13 Years Ago Today, Satoshi Nakamoto Published the First Forum Post Introducing Bitcoin

13 years ago today, the creator of the Bitcoin network, Satoshi Nakamoto published the inventor’s first forum post on the P2P Foundation website. The forum post called “Bitcoin open source implementation of P2P currency” introduced the e-cash system to the members of the advocacy and research forum focused on peer-to-peer dynamics in society.

The First of 3 February 2009 Forum Posts Introducing Bitcoin

There was three occasions in February 2009 when Satoshi Nakamoto introduced the inventor’s Bitcoin white paper and open source codebase to the P2P Foundation forum members.

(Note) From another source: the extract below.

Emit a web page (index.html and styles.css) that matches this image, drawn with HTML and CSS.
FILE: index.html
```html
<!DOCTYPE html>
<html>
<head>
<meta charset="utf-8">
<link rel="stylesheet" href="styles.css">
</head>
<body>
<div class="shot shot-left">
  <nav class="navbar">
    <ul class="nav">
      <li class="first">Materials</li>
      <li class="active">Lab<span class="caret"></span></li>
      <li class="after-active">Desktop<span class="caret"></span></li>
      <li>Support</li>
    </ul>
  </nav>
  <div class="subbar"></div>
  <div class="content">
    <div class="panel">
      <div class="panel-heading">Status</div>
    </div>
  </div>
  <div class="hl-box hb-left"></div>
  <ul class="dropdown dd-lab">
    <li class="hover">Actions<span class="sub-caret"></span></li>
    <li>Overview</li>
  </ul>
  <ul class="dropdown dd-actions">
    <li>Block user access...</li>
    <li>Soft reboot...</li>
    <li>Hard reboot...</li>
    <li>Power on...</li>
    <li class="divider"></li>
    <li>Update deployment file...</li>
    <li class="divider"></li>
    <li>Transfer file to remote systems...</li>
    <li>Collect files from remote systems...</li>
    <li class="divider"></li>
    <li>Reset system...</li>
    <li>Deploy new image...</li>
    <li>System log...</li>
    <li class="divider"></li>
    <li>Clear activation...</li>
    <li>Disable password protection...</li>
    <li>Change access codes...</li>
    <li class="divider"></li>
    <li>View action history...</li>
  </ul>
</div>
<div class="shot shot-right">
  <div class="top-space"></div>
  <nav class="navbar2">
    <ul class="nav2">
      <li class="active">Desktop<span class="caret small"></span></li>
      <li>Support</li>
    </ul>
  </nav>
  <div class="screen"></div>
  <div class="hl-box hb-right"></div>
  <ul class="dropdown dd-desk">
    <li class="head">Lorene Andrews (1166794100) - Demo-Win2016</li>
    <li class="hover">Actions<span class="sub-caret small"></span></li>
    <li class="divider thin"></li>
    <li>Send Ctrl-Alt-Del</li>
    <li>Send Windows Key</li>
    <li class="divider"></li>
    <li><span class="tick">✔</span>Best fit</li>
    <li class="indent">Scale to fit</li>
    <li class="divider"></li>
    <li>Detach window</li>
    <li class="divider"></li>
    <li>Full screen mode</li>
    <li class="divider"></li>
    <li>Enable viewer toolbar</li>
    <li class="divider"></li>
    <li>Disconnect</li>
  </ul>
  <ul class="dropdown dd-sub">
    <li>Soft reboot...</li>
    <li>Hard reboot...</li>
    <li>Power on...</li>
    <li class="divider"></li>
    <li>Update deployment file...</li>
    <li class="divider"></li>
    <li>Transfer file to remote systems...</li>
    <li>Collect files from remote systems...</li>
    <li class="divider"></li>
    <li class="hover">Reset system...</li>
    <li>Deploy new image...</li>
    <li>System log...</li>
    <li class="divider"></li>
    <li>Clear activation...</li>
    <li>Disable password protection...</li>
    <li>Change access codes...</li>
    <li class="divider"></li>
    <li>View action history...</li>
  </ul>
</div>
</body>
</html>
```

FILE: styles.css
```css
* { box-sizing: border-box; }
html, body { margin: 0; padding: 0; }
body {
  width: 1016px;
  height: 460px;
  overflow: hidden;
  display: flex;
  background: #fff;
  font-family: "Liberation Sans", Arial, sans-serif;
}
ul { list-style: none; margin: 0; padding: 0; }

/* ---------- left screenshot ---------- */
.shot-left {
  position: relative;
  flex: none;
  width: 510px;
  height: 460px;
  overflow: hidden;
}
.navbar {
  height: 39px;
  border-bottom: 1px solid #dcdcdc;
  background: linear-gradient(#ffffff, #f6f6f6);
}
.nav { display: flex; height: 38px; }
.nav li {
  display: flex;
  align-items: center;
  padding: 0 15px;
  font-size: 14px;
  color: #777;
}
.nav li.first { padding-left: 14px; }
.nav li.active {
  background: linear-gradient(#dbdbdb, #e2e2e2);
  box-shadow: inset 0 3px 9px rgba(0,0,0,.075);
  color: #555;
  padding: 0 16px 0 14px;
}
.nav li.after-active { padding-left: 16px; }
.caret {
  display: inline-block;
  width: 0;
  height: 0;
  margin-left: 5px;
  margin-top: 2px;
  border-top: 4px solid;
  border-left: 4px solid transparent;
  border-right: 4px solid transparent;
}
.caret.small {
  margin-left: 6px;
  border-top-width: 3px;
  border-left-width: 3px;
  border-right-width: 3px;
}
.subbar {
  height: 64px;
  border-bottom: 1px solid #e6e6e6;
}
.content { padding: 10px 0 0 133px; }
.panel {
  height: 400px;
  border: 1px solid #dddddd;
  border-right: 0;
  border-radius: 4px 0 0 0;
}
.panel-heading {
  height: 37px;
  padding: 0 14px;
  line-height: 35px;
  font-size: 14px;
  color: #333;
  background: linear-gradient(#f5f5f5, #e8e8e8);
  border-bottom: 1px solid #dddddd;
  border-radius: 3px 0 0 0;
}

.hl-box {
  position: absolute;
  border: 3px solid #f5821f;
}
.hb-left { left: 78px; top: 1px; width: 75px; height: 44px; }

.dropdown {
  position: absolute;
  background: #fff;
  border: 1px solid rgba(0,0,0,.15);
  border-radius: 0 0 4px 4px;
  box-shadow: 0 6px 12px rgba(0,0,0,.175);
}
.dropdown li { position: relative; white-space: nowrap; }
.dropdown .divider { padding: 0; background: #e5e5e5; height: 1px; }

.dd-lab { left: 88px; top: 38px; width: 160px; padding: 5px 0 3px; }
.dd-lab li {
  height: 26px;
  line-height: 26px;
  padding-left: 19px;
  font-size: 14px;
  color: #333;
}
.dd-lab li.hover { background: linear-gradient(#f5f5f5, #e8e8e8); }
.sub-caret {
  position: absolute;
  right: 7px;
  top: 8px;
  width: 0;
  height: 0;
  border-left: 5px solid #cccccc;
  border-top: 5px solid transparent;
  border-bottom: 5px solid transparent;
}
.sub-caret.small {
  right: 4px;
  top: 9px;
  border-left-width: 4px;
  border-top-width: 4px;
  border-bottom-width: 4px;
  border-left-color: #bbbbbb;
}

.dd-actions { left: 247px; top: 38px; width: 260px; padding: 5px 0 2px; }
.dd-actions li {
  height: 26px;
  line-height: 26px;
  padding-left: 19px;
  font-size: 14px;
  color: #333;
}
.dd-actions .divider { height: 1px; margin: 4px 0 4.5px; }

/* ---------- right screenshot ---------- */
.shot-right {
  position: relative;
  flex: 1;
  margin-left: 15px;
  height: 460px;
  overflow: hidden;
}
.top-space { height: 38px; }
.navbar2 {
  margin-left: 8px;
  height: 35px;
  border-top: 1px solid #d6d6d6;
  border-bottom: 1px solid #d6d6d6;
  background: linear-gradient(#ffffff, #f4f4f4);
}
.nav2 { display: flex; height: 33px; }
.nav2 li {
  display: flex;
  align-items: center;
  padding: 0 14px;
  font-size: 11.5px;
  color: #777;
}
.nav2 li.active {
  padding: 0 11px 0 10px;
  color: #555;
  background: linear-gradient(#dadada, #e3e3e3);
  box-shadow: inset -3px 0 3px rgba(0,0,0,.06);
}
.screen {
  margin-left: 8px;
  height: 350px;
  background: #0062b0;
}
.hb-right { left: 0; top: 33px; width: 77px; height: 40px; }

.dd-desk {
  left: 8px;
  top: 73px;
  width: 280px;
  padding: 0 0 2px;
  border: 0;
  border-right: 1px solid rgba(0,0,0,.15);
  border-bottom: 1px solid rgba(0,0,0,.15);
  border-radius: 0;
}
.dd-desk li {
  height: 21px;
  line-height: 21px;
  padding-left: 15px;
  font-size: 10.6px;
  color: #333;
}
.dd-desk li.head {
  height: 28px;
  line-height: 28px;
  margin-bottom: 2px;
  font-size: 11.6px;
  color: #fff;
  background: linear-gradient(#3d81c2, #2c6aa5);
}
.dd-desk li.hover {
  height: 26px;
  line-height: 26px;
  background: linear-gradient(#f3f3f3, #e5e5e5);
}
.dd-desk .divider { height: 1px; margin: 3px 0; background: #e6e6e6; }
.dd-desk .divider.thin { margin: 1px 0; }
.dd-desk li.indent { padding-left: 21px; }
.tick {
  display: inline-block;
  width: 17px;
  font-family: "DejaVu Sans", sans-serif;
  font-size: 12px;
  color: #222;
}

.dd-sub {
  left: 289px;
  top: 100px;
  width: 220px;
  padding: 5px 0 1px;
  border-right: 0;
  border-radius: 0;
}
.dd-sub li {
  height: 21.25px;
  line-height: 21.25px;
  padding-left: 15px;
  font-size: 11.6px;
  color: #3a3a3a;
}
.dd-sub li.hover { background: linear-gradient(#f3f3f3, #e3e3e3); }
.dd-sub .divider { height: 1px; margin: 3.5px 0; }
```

The occasion on February 11, 2009, was the first time the creator of Bitcoin publicly announced the project using the P2P Foundation forum. Prior to these instances during the month of February, Nakamoto leveraged the email system tethered to the cryptography mailing list hosted on metzdowd.com.

The introductory forum post is quite fascinating, and the inventor also leaves a link to the software’s first version on the forum as well. “I’ve developed a new open source P2P e-cash system called Bitcoin,” Nakamoto wrote 13 years ago today. “It’s completely decentralized, with no central server or trusted parties, because everything is based on crypto proof instead of trust. Give it a try, or take a look at the screenshots and design paper,” the creator added.

Nakamoto is extremely descriptive in the first forum post, and Bitcoin’s inventor explains the issue with conventional currencies. “The root problem with conventional currency is all the trust that’s required to make it work,” Nakamoto wrote that day. “The central bank must be trusted not to debase the currency, but the history of fiat currencies is full of breaches of that trust. Banks must be trusted to hold our money and transfer it electronically, but they lend it out in waves of credit bubbles with barely a fraction in reserve.”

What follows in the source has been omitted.